An AI-powered intervention that prompts users to revise their comment before posting if it receives a high toxicity score. The intervention is most often powered by Jigsaw's Perspective API which rates a comment's toxicity.

Civic Signal Being Amplified

Welcome

Ensure user safety

When To Use It

What Is Its Intended Impact

This intervention reduces the number of toxic comments posted. It is particularly geared towards "road rage" style comments, in which an otherwise genuine user is immediately in the heat of the moment.

Evidence That It Works

A private study by OpenWeb (2020) on their own platform, found that about half of the users either revise their comment or decide not to post it when prompted that their comment may be inflammatory. They also observed a 12.5% increase in civil and thoughtful comments being posted overall. The authors observed that the intervention led to healthier conversations and opportunities for well-intentioned users to participate, which also boosted loyalty and overall community health.

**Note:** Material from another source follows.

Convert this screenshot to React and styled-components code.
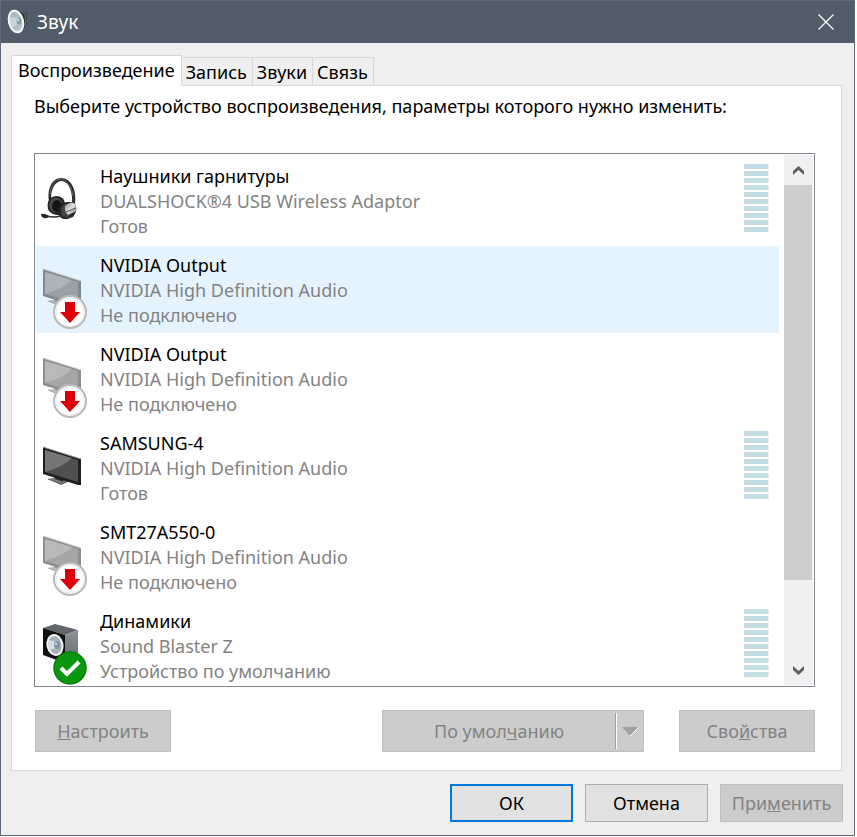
import React, { useState } from 'react';
import styled, { createGlobalStyle } from 'styled-components';

const GlobalStyle = createGlobalStyle`
  *, *::before, *::after {
    box-sizing: border-box;
  }
  html, body, #root {
    height: 100%;
    margin: 0;
  }
  body {
    background: #ffffff;
    font-family: 'Noto Sans', 'Open Sans', sans-serif;
    color: #000000;
  }
  button {
    font-family: inherit;
    margin: 0;
  }
`;

const Page = styled.div`
  height: 100%;
  padding: 0 2px 1px 0;
`;

const Dialog = styled.div`
  display: flex;
  flex-direction: column;
  height: 100%;
  background: #efefef;
  border: 1px solid #5f6b7a;
`;

const TitleBar = styled.header`
  display: flex;
  align-items: center;
  flex: none;
  height: 42px;
  padding: 0 20px 0 6px;
  background: #505c6a;
`;

const Title = styled.h1`
  flex: 1;
  margin: 0 0 0 7px;
  font-size: 19px;
  font-weight: 400;
  line-height: 28px;
  color: #ffffff;
`;

const CloseButton = styled.button`
  display: flex;
  padding: 0;
  border: 0;
  background: none;
`;

const Content = styled.div`
  display: flex;
  flex-direction: column;
  flex: 1;
  min-height: 0;
  padding: 12px 12px 0 10px;
`;

const TabList = styled.div`
  display: flex;
  align-items: flex-end;
  height: 31px;
  margin-bottom: -1px;
`;

const Tab = styled.button`
  position: relative;
  height: ${(props) => (props.$active ? 31 : 29)}px;
  padding: ${(props) => (props.$active ? '0 6px 2px' : '0 5px 0 4px')};
  border: 1px solid #d9d9d9;
  border-left-width: ${(props) => (props.$active ? 1 : 0)}px;
  border-bottom-color: ${(props) => (props.$active ? '#ffffff' : '#d9d9d9')};
  background: ${(props) => (props.$active ? '#ffffff' : '#efefef')};
  font-size: 18px;
  line-height: 24px;
  white-space: nowrap;
`;

const Panel = styled.section`
  display: flex;
  flex-direction: column;
  flex: 1;
  min-height: 0;
  padding: 8px 26px 18px 22px;
  border: 1px solid #d9d9d9;
  background: #ffffff;
`;

const Hint = styled.p`
  margin: 0 0 34px;
  font-size: 18px;
  line-height: 25px;
`;

const ListFrame = styled.div`
  display: flex;
  flex: 1;
  min-height: 0;
  padding: 1px;
  border: 1px solid #828790;
`;

const DeviceList = styled.ul`
  display: flex;
  flex-direction: column;
  gap: 2px;
  flex: 1;
  min-width: 0;
  margin: 0 5px 0 0;
  padding: 2px 0 0;
  overflow: hidden;
  list-style: none;
`;

const Device = styled.li`
  display: flex;
  flex: none;
  height: 87px;
  padding: 7px 10px 5px 4px;
  background: ${(props) => (props.$selected ? '#e5f3ff' : 'transparent')};
`;

const DeviceIcon = styled.div`
  position: relative;
  flex: none;
  width: 60px;
  padding: 12px 0 0 1px;
`;

const Badge = styled.span`
  position: absolute;
  top: 42px;
  left: 13px;
  display: flex;
`;

const DeviceText = styled.div`
  flex: 1;
  min-width: 0;
`;

const DeviceLine = styled.div`
  font-size: 18px;
  line-height: 25px;
  color: ${(props) => (props.$muted ? '#838383' : '#000000')};
  white-space: nowrap;
`;

const Meter = styled.div`
  display: flex;
  flex-direction: column;
  gap: 2px;
  flex: none;
  width: 25px;
`;

const MeterBar = styled.span`
  height: 5px;
  border-right: 1px solid #e0eef1;
  background: #c3dde4;
`;

const ScrollBar = styled.div`
  display: flex;
  flex-direction: column;
  flex: none;
  width: 29px;
  background: #f0f0f0;
`;

const ScrollButton = styled.button`
  display: flex;
  align-items: center;
  justify-content: center;
  height: 30px;
  padding: 2px 0 0;
  border: 0;
  background: #f0f0f0;
`;

const ScrollTrack = styled.div`
  flex: 1;
`;

const ScrollThumb = styled.div`
  width: 28px;
  height: 84%;
  background: #cdcdcd;
`;

const Actions = styled.div`
  display: flex;
  gap: 35px;
  margin-top: 23px;
  padding-left: 1px;
`;

const Button = styled.button`
  height: ${(props) => (props.$footer ? 38 : 42)}px;
  width: ${(props) => (props.$footer ? 123 : 136)}px;
  padding: 0;
  border: ${(props) => (props.$primary ? '2px solid #0078d7' : '1px solid #adadad')};
  background: #e1e1e1;
  color: #000000;
  font-size: 18px;
  line-height: 24px;

  &:disabled {
    border-color: #bfbfbf;
    background: #cccccc;
    color: #838383;
  }
`;

const SplitButton = styled.div`
  display: flex;
  width: 262px;
  height: 42px;
  margin-left: auto;
  border: 1px solid #bfbfbf;
  background: #cccccc;
`;

const SplitPart = styled.button`
  display: flex;
  align-items: center;
  justify-content: center;
  flex: ${(props) => (props.$menu ? 'none' : 1)};
  width: ${(props) => (props.$menu ? '26px' : 'auto')};
  padding: 0;
  border: 0;
  background: none;
  color: #838383;
  font-size: 18px;
  line-height: 24px;
`;

const Divider = styled.span`
  width: 2px;
  margin: 2px 0;
  border-left: 1px solid #a0a0a0;
  border-right: 1px solid #ffffff;
`;

const Footer = styled.footer`
  display: flex;
  justify-content: flex-end;
  gap: 12px;
  flex: none;
  padding: 13px 11px;
`;

const SoundIcon = () => (
  <svg width='23' height='26' viewBox='0 0 23 26' aria-hidden='true'>
    <defs>
      <linearGradient id='cone' x1='0' y1='0' x2='1' y2='1'>
        <stop offset='0' stopColor='#9fb0b6' />
        <stop offset='1' stopColor='#c3ced2' />
      </linearGradient>
    </defs>
    <path d='M12 2 L17 5 L20 4 Q23 9 20 15 L17 19 L12 24 Z' fill='#33383c' />
    <path d='M18 5 Q20 10 18 17 M20.5 5 Q22 9 20 14' stroke='#6f757a' fill='none' />
    <ellipse
      cx='9'
      cy='12.5'
      rx='7'
      ry='11'
      transform='rotate(-14 9 12.5)'
      fill='url(#cone)'
      stroke='#f6f7f7'
      strokeWidth='2'
    />
    <path d='M2.5 8 L11 9 L11 15 L5 19 Q2 14 2.5 8' fill='#d7dfe2' opacity='.7' />
    <ellipse cx='12' cy='12' rx='2.5' ry='3.5' fill='#86a0aa' />
    <circle cx='11' cy='11' r='1' fill='#d6e0e3' />
  </svg>
);

const CloseIcon = () => (
  <svg width='16' height='16' viewBox='0 0 16 16' aria-hidden='true'>
    <path d='M.5 .5 L15.5 15.5 M15.5 .5 L.5 15.5' stroke='#ffffff' strokeWidth='1.2' />
  </svg>
);

const HeadsetIcon = () => (
  <svg width='40' height='46' viewBox='0 0 40 46' aria-hidden='true'>
    <defs>
      <linearGradient id='silver' x1='0' y1='0' x2='1' y2='1'>
        <stop offset='0' stopColor='#8b8b8b' />
        <stop offset='.5' stopColor='#e0e0e0' />
        <stop offset='1' stopColor='#777777' />
      </linearGradient>
    </defs>
    <path
      d='M8 25 C6 13 11 2 20 2 C30 2 36 14 34 28 L31 28 C32 16 28 6 21 5 C14 5 10 13 10 23 Z'
      fill='#2c2c2c'
    />
    <path d='M9 18 C10 8 15 3 20 3 C26 4 31 11 32 20' fill='none' stroke='#777777' strokeWidth='.8' />
    <path d='M7 26 Q9 20 16 20 Q23 21 24 27 L21 38 Q17 40 12 38 Q5 35 7 26' fill='#222222' />
    <ellipse cx='15' cy='29' rx='7' ry='7.5' fill='#484848' />
    <ellipse cx='16' cy='30' rx='5' ry='6' fill='#151515' />
    <path d='M17 36 Q18 27 26 26 L33 26 Q38 34 32 41 L26 43 Q18 44 17 36' fill='#242424' />
    <ellipse cx='25' cy='35' rx='5' ry='7' fill='#454545' />
    <path d='M24 30 Q29 25 33 27 Q37 32 34 36 L27 39 Q23 35 24 30' fill='url(#silver)' />
    <path d='M25 36 L35 32' stroke='#555555' />
    <path d='M5 40 Q14 42 19 40 L28 42' fill='none' stroke='#303030' strokeWidth='1.6' />
    <path d='M0 38 Q4 37 8 40 Q7 43 3 42 Q0 41 0 38' fill='#2b2b2b' />
  </svg>
);

const MonitorIcon = ({ dimmed }) => (
  <svg
    width='41'
    height='46'
    viewBox='-2 -2 41 46'
    opacity={dimmed ? 0.5 : 1}
    aria-hidden='true'
  >
    <path d='M5 34 L14 32 L26 36 L18 40 Z' fill='#7d8184' />
    <path d='M5 34 L18 39 L26 36' fill='none' stroke='#55585b' />
    <path d='M12 31 L20 34 L20 37 L12 34 Z' fill='#303030' />
    <path d='M0 2 L38 14 L38 40 L35 40 L0 29 Z' fill='#1f1f1f' />
    <path d='M2 5 L35 15 L35 37 L2 27 Z' fill='#505050' />
    <path d='M2 5 L29 13 Q20 22 2 27 Z' fill='#757575' />
    <path d='M0 2 L38 14' stroke='#999999' />
  </svg>
);

const SpeakerIcon = () => (
  <svg width='40' height='46' viewBox='0 0 40 46' aria-hidden='true'>
    <defs>
      <linearGradient id='side' x1='0' y1='0' x2='0' y2='1'>
        <stop offset='0' stopColor='#8d9299' />
        <stop offset='1' stopColor='#666a70' />
      </linearGradient>
    </defs>
    <path d='M2 7 L14 3 L37 9 L24 14 Z' fill='#62666b' />
    <path d='M24 14 L37 9 L37 37 L24 42 Z' fill='url(#side)' />
    <path d='M2 7 L24 14 L24 42 L2 34 Z' fill='#101010' />
    <ellipse cx='14' cy='24' rx='7.5' ry='10' transform='rotate(-12 14 24)' fill='#a5b4ba' stroke='#f5f5f5' strokeWidth='2' />
    <path d='M8 19 L16 21 L15 27 L9 29 Q6 24 8 19' fill='#d5dee1' />
    <ellipse cx='16' cy='24' rx='3' ry='4' fill='#7b97a2' />
    <circle cx='15' cy='23' r='1.2' fill='#cfdade' />
  </svg>
);

const UnpluggedBadge = () => (
  <svg width='34' height='34' viewBox='0 0 34 34' aria-hidden='true'>
    <defs>
      <linearGradient id='arrow' x1='0' y1='0' x2='1' y2='1'>
        <stop offset='0' stopColor='#c80000' />
        <stop offset='.6' stopColor='#e6000c' />
        <stop offset='1' stopColor='#b80000' />
      </linearGradient>
    </defs>
    <circle cx='17' cy='17' r='16' fill='#ffffff' stroke='#b9b9b9' strokeWidth='2' />
    <circle cx='17' cy='17' r='14' fill='none' stroke='#ececec' />
    <path d='M12 7 H22 V17 H27 L17 28 L7 17 H12 Z' fill='url(#arrow)' />
  </svg>
);

const DefaultBadge = () => (
  <svg width='34' height='34' viewBox='0 0 34 34' aria-hidden='true'>
    <circle cx='17' cy='17' r='16' fill='#0a960d' stroke='#0b7d10' strokeWidth='1.5' />
    <path d='M8 17 L14 23 L26 11' fill='none' stroke='#ffffff' strokeWidth='4' />
  </svg>
);

const ArrowIcon = ({ down }) => (
  <svg width='13' height='10' viewBox='0 0 13 10' aria-hidden='true'>
    <path
      d={down ? 'M1 0 L6.5 5 L12 0 V4 L6.5 9 L1 4 Z' : 'M1 9 L6.5 4 L12 9 V5 L6.5 0 L1 5 Z'}
      fill='#606060'
    />
  </svg>
);

const DropIcon = () => (
  <svg width='19' height='11' viewBox='0 0 19 11' aria-hidden='true'>
    <path d='M1 1 H18 L9 10 Z' fill='#a0a0a0' />
    <path d='M18 1 L9 10' stroke='#ffffff' />
  </svg>
);

const tabs = ['Воспроизведение', 'Запись', 'Звуки', 'Связь'];

const devices = [
  { name: 'Наушники гарнитуры', driver: 'DUALSHOCK®4 USB Wireless Adaptor', status: 'Готов', icon: 'headset', meter: true },
  { name: 'NVIDIA Output', driver: 'NVIDIA High Definition Audio', status: 'Не подключено', icon: 'monitor', unplugged: true },
  { name: 'NVIDIA Output', driver: 'NVIDIA High Definition Audio', status: 'Не подключено', icon: 'monitor', unplugged: true },
  { name: 'SAMSUNG-4', driver: 'NVIDIA High Definition Audio', status: 'Готов', icon: 'monitor', meter: true },
  { name: 'SMT27A550-0', driver: 'NVIDIA High Definition Audio', status: 'Не подключено', icon: 'monitor', unplugged: true },
  { name: 'Динамики', driver: 'Sound Blaster Z', status: 'Устройство по умолчанию', icon: 'speaker', meter: true, isDefault: true },
];

const icons = {
  headset: HeadsetIcon,
  monitor: MonitorIcon,
  speaker: SpeakerIcon,
};

const DeviceRow = ({ device, selected, onSelect }) => {
  const Icon = icons[device.icon];
  return (
    <Device $selected={selected} onClick={onSelect}>
      <DeviceIcon>
        <Icon dimmed={device.unplugged} />
        {device.unplugged && (
          <Badge>
            <UnpluggedBadge />
          </Badge>
        )}
        {device.isDefault && (
          <Badge>
            <DefaultBadge />
          </Badge>
        )}
      </DeviceIcon>
      <DeviceText>
        <DeviceLine>{device.name}</DeviceLine>
        <DeviceLine $muted>{device.driver}</DeviceLine>
        <DeviceLine $muted>{device.status}</DeviceLine>
      </DeviceText>
      {device.meter && (
        <Meter>
          {Array.from({ length: 10 }, (_, i) => (
            <MeterBar key={i} />
          ))}
        </Meter>
      )}
    </Device>
  );
};

const App = () => {
  const [activeTab, setActiveTab] = useState(0);
  const [selected, setSelected] = useState(1);

  return (
    <Page>
      <GlobalStyle />
      <Dialog role='dialog' aria-labelledby='title'>
        <TitleBar>
          <SoundIcon />
          <Title id='title'>Звук</Title>
          <CloseButton aria-label='Закрыть'>
            <CloseIcon />
          </CloseButton>
        </TitleBar>
        <Content>
          <TabList role='tablist'>
            {tabs.map((tab, i) => (
              <Tab
                key={tab}
                role='tab'
                aria-selected={activeTab === i}
                $active={activeTab === i}
                onClick={() => setActiveTab(i)}
              >
                {tab}
              </Tab>
            ))}
          </TabList>
          <Panel>
            <Hint>Выберите устройство воспроизведения, параметры которого нужно изменить:</Hint>
            <ListFrame>
              <DeviceList>
                {devices.map((device, i) => (
                  <DeviceRow
                    key={i}
                    device={device}
                    selected={selected === i}
                    onSelect={() => setSelected(i)}
                  />
                ))}
              </DeviceList>
              <ScrollBar>
                <ScrollButton aria-label='Вверх'>
                  <ArrowIcon />
                </ScrollButton>
                <ScrollTrack>
                  <ScrollThumb />
                </ScrollTrack>
                <ScrollButton aria-label='Вниз'>
                  <ArrowIcon down />
                </ScrollButton>
              </ScrollBar>
            </ListFrame>
            <Actions>
              <Button disabled>
                <u>Н</u>астроить
              </Button>
              <SplitButton>
                <SplitPart disabled>
                  <span>
                    По умол<u>ч</u>анию
                  </span>
                </SplitPart>
                <Divider />
                <SplitPart $menu disabled aria-label='Другие варианты'>
                  <DropIcon />
                </SplitPart>
              </SplitButton>
              <Button disabled>
                Сво<u>й</u>ства
              </Button>
            </Actions>
          </Panel>
        </Content>
        <Footer>
          <Button $footer $primary>ОК</Button>
          <Button $footer>Отмена</Button>
          <Button $footer disabled>
            При<u>м</u>енить
          </Button>
        </Footer>
      </Dialog>
    </Page>
  );
};

export default App;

In another study, a randomized controlled experiment conducted on Twitter (Katsaros et al., 2021), the authors found that users who received the intervention posted 6% fewer offensive Tweets than non-prompted users in the control. The decrease in offensive content was not just due to the deletion and revision of prompted Tweets, but also to a decrease in recidivism and the number of offensive replies to the prompted Tweets. They concluded that interventions allowing users to reconsider their comments can be an effective mechanism for reducing offensive content online.

Why It Matters

Most of the edits in response to the prompt were done in good faith, suggesting that users are generally well intentioned and open to positive change, needing only to be made mindful of the potential harmfulness of their comment when they may lack better judgment in the spur of the moment.

Special Considerations

While most edits in response to the prompt were done in good faith, there can be backlash and attempts to circumvent the intervention. In one study (Katsaros et al., 2021), for example, in 3% of cases in which the intervention was used, users edited their posts to add even more slurs, attacks, or profanity compared to what they originally intended to post.

And, as any API that rates the toxicity of comments is human-written, it will naturally carry the perspectives and biases of its creators.